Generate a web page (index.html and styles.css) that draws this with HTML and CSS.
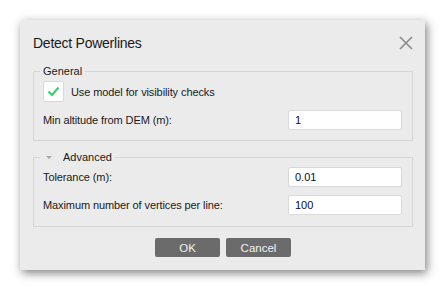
FILE: index.html
```html
<!DOCTYPE html>
<html>
<head>
<meta charset="utf-8">
<link rel="stylesheet" href="styles.css">
</head>
<body>
<div class="dialog">
  <div class="titlebar">
    <span class="title">Detect Powerlines</span>
    <svg class="close" width="14" height="14" viewBox="0 0 14 14"><path d="M1 1L13 13M13 1L1 13" stroke="#8a8a8a" stroke-width="1.6" fill="none"/></svg>
  </div>
  <fieldset class="group general">
    <legend>General</legend>
    <div class="row check-row">
      <span class="checkbox"><svg width="13" height="11" viewBox="0 0 13 11"><path d="M1.5 5.5L5 9L11.5 1.5" stroke="#35cc6a" stroke-width="2" fill="none"/></svg></span>
      <span class="label">Use model for visibility checks</span>
    </div>
    <div class="row field">
      <span class="label">Min altitude from DEM (m):</span>
      <span class="input">1</span>
    </div>
  </fieldset>
  <fieldset class="group advanced">
    <legend><span class="tri"></span>Advanced</legend>
    <div class="row field">
      <span class="label">Tolerance (m):</span>
      <span class="input">0.01</span>
    </div>
    <div class="row field">
      <span class="label">Maximum number of vertices per line:</span>
      <span class="input">100</span>
    </div>
  </fieldset>
  <div class="buttons">
    <span class="btn">OK</span>
    <span class="btn">Cancel</span>
  </div>
</div>
</body>
</html>
```
FILE: styles.css
```css
html, body {
  margin: 0;
  padding: 0;
  background: #ffffff;
}
body {
  padding: 20px 0 0 20px;
  height: 290px;
  box-sizing: border-box;
  font-family: "Liberation Sans", Arial, sans-serif;
  font-size: 11px;
  color: #111;
}
.dialog {
  width: 405px;
  height: 250px;
  box-sizing: border-box;
  background: #ebebeb;
  box-shadow: 2px 3px 9px rgba(0,0,0,0.5);
  padding: 0 12px 0 13px;
  display: flex;
  flex-direction: column;
}
.titlebar {
  height: 44px;
  display: flex;
  align-items: center;
  justify-content: space-between;
  padding-top: 1px;
  box-sizing: border-box;
}
.title {
  font-size: 14px;
  letter-spacing: -0.25px;
  color: #1a1a1a;
}
.close {
  display: block;
  margin-top: 1px;
}
.group {
  margin: 0;
  border: 1px solid #d6d6d6;
  padding: 0 10px 0 6px;
  min-width: 0;
}
.group legend {
  padding: 0 3px;
  font-size: 11px;
  color: #1a1a1a;
  line-height: 14px;
  display: flex;
  align-items: center;
}
.general {
  height: 77px;
  box-sizing: border-box;
}
.advanced {
  margin-top: 9px;
  height: 77px;
  box-sizing: border-box;
}
.row {
  display: flex;
  align-items: center;
  padding-left: 3px;
}
.check-row {
  margin-top: 3px;
  height: 21px;
}
.checkbox {
  width: 19px;
  height: 19px;
  background: #fff;
  border: 1px solid #d9d9d9;
  border-radius: 2px;
  display: flex;
  align-items: center;
  justify-content: center;
  margin-right: 7px;
}
.field {
  justify-content: space-between;
  height: 20px;
}
.general .field { margin-top: 8px; }
.advanced .field:first-of-type { margin-top: 3px; }
.advanced .field + .field { margin-top: 8px; }
.label {
  color: #1a1a1a;
  letter-spacing: -0.1px;
}
.input {
  width: 114px;
  height: 20px;
  box-sizing: border-box;
  background: #fff;
  border: 1px solid #d9d9d9;
  border-radius: 2px;
  padding-left: 6px;
  display: flex;
  align-items: center;
  color: #0a0a30;
}
.tri {
  width: 0;
  height: 0;
  border-left: 3px solid transparent;
  border-right: 3px solid transparent;
  border-top: 3px solid #a8a8a8;
  margin: 0 11px 0 3px;
}
.buttons {
  display: flex;
  justify-content: center;
  gap: 6px;
  margin-top: 11px;
}
.btn {
  width: 65px;
  height: 19px;
  background: #6b6b6b;
  border-radius: 2px;
  color: #f2f2f2;
  font-size: 11.5px;
  display: flex;
  align-items: center;
  justify-content: center;
}
```
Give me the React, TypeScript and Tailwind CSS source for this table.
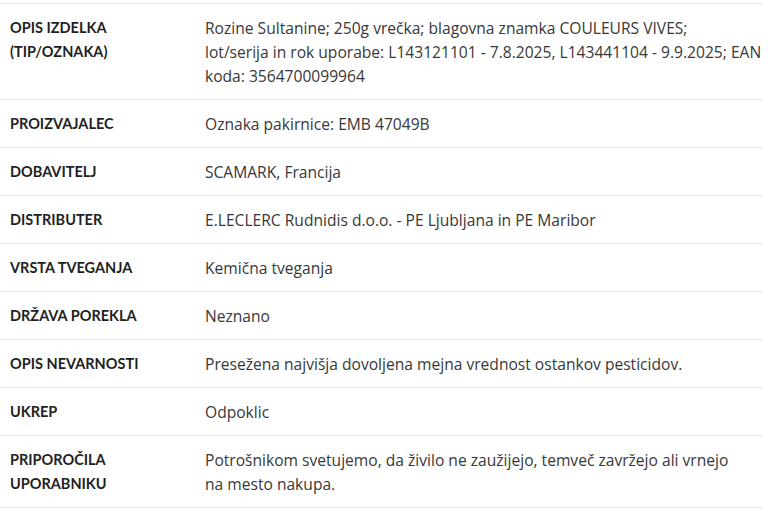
import type { ReactNode } from 'react'

const rows: [string, ReactNode][] = [
  [
    'OPIS IZDELKA (TIP/OZNAKA)',
    <>
      Rozine Sultanine; 250g vrečka; blagovna znamka COULEURS VIVES;
      <br />
      lot/serija in rok uporabe: L143121101 - 7.8.2025, L143441104 - 9.9.2025; EAN koda: 3564700099964
    </>,
  ],
  ['PROIZVAJALEC', 'Oznaka pakirnice: EMB 47049B'],
  ['DOBAVITELJ', 'SCAMARK, Francija'],
  ['DISTRIBUTER', 'E.LECLERC Rudnidis d.o.o. - PE Ljubljana in PE Maribor'],
  ['VRSTA TVEGANJA', 'Kemična tveganja'],
  ['DRŽAVA POREKLA', 'Neznano'],
  ['OPIS NEVARNOSTI', 'Presežena najvišja dovoljena mejna vrednost ostankov pesticidov.'],
  ['UKREP', 'Odpoklic'],
  [
    'PRIPOROČILA UPORABNIKU',
    <>
      Potrošnikom svetujemo, da živilo ne zaužijejo, temveč zavržejo ali vrnejo
      <br />
      na mesto nakupa.
    </>,
  ],
]

export default function App() {
  return (
    <div className="min-h-screen bg-white pt-[3px]">
      <div className="w-[763px] border-t border-[#e2e2e2]">
        {rows.map(([label, value]) => (
          <div key={label} className="grid grid-cols-[205px_1fr] border-b border-[#e2e2e2] py-[11.5px]">
            <div className="pl-[10px] pr-4 font-['Lato',sans-serif] text-[14.5px] leading-6 font-bold text-[#1f1f1f]">
              {label}
            </div>
            <div className="font-['Open_Sans',sans-serif] text-[15.6px] leading-6 text-[#383838]">
              {value}
            </div>
          </div>
        ))}
      </div>
    </div>
  )
}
# # # #
**Your instructions**. Working from the lines above, reproduce the material exactly and exclude its pictures.

**Worked solution**.
Generate a web page (index.html and styles.css) that draws this with HTML and CSS.
FILE: index.html
```html
<!DOCTYPE html>
<html>
<head>
<meta charset="utf-8">
<link rel="stylesheet" href="styles.css">
</head>
<body>
<div class="dialog">
  <div class="titlebar">
    <span class="title">Detect Powerlines</span>
    <svg class="close" width="14" height="14" viewBox="0 0 14 14"><path d="M1 1L13 13M13 1L1 13" stroke="#8a8a8a" stroke-width="1.6" fill="none"/></svg>
  </div>
  <fieldset class="group general">
    <legend>General</legend>
    <div class="row check-row">
      <span class="checkbox"><svg width="13" height="11" viewBox="0 0 13 11"><path d="M1.5 5.5L5 9L11.5 1.5" stroke="#35cc6a" stroke-width="2" fill="none"/></svg></span>
      <span class="label">Use model for visibility checks</span>
    </div>
    <div class="row field">
      <span class="label">Min altitude from DEM (m):</span>
      <span class="input">1</span>
    </div>
  </fieldset>
  <fieldset class="group advanced">
    <legend><span class="tri"></span>Advanced</legend>
    <div class="row field">
      <span class="label">Tolerance (m):</span>
      <span class="input">0.01</span>
    </div>
    <div class="row field">
      <span class="label">Maximum number of vertices per line:</span>
      <span class="input">100</span>
    </div>
  </fieldset>
  <div class="buttons">
    <span class="btn">OK</span>
    <span class="btn">Cancel</span>
  </div>
</div>
</body>
</html>
```
FILE: styles.css
```css
html, body {
  margin: 0;
  padding: 0;
  background: #ffffff;
}
body {
  padding: 20px 0 0 20px;
  height: 290px;
  box-sizing: border-box;
  font-family: "Liberation Sans", Arial, sans-serif;
  font-size: 11px;
  color: #111;
}
.dialog {
  width: 405px;
  height: 250px;
  box-sizing: border-box;
  background: #ebebeb;
  box-shadow: 2px 3px 9px rgba(0,0,0,0.5);
  padding: 0 12px 0 13px;
  display: flex;
  flex-direction: column;
}
.titlebar {
  height: 44px;
  display: flex;
  align-items: center;
  justify-content: space-between;
  padding-top: 1px;
  box-sizing: border-box;
}
.title {
  font-size: 14px;
  letter-spacing: -0.25px;
  color: #1a1a1a;
}
.close {
  display: block;
  margin-top: 1px;
}
.group {
  margin: 0;
  border: 1px solid #d6d6d6;
  padding: 0 10px 0 6px;
  min-width: 0;
}
.group legend {
  padding: 0 3px;
  font-size: 11px;
  color: #1a1a1a;
  line-height: 14px;
  display: flex;
  align-items: center;
}
.general {
  height: 77px;
  box-sizing: border-box;
}
.advanced {
  margin-top: 9px;
  height: 77px;
  box-sizing: border-box;
}
.row {
  display: flex;
  align-items: center;
  padding-left: 3px;
}
.check-row {
  margin-top: 3px;
  height: 21px;
}
.checkbox {
  width: 19px;
  height: 19px;
  background: #fff;
  border: 1px solid #d9d9d9;
  border-radius: 2px;
  display: flex;
  align-items: center;
  justify-content: center;
  margin-right: 7px;
}
.field {
  justify-content: space-between;
  height: 20px;
}
.general .field { margin-top: 8px; }
.advanced .field:first-of-type { margin-top: 3px; }
.advanced .field + .field { margin-top: 8px; }
.label {
  color: #1a1a1a;
  letter-spacing: -0.1px;
}
.input {
  width: 114px;
  height: 20px;
  box-sizing: border-box;
  background: #fff;
  border: 1px solid #d9d9d9;
  border-radius: 2px;
  padding-left: 6px;
  display: flex;
  align-items: center;
  color: #0a0a30;
}
.tri {
  width: 0;
  height: 0;
  border-left: 3px solid transparent;
  border-right: 3px solid transparent;
  border-top: 3px solid #a8a8a8;
  margin: 0 11px 0 3px;
}
.buttons {
  display: flex;
  justify-content: center;
  gap: 6px;
  margin-top: 11px;
}
.btn {
  width: 65px;
  height: 19px;
  background: #6b6b6b;
  border-radius: 2px;
  color: #f2f2f2;
  font-size: 11.5px;
  display: flex;
  align-items: center;
  justify-content: center;
}
```
Give me the React, TypeScript and Tailwind CSS source for this table.
import type { ReactNode } from 'react'

const rows: [string, ReactNode][] = [
  [
    'OPIS IZDELKA (TIP/OZNAKA)',
    <>
      Rozine Sultanine; 250g vrečka; blagovna znamka COULEURS VIVES;
      <br />
      lot/serija in rok uporabe: L143121101 - 7.8.2025, L143441104 - 9.9.2025; EAN koda: 3564700099964
    </>,
  ],
  ['PROIZVAJALEC', 'Oznaka pakirnice: EMB 47049B'],
  ['DOBAVITELJ', 'SCAMARK, Francija'],
  ['DISTRIBUTER', 'E.LECLERC Rudnidis d.o.o. - PE Ljubljana in PE Maribor'],
  ['VRSTA TVEGANJA', 'Kemična tveganja'],
  ['DRŽAVA POREKLA', 'Neznano'],
  ['OPIS NEVARNOSTI', 'Presežena najvišja dovoljena mejna vrednost ostankov pesticidov.'],
  ['UKREP', 'Odpoklic'],
  [
    'PRIPOROČILA UPORABNIKU',
    <>
      Potrošnikom svetujemo, da živilo ne zaužijejo, temveč zavržejo ali vrnejo
      <br />
      na mesto nakupa.
    </>,
  ],
]

export default function App() {
  return (
    <div className="min-h-screen bg-white pt-[3px]">
      <div className="w-[763px] border-t border-[#e2e2e2]">
        {rows.map(([label, value]) => (
          <div key={label} className="grid grid-cols-[205px_1fr] border-b border-[#e2e2e2] py-[11.5px]">
            <div className="pl-[10px] pr-4 font-['Lato',sans-serif] text-[14.5px] leading-6 font-bold text-[#1f1f1f]">
              {label}
            </div>
            <div className="font-['Open_Sans',sans-serif] text-[15.6px] leading-6 text-[#383838]">
              {value}
            </div>
          </div>
        ))}
      </div>
    </div>
  )
}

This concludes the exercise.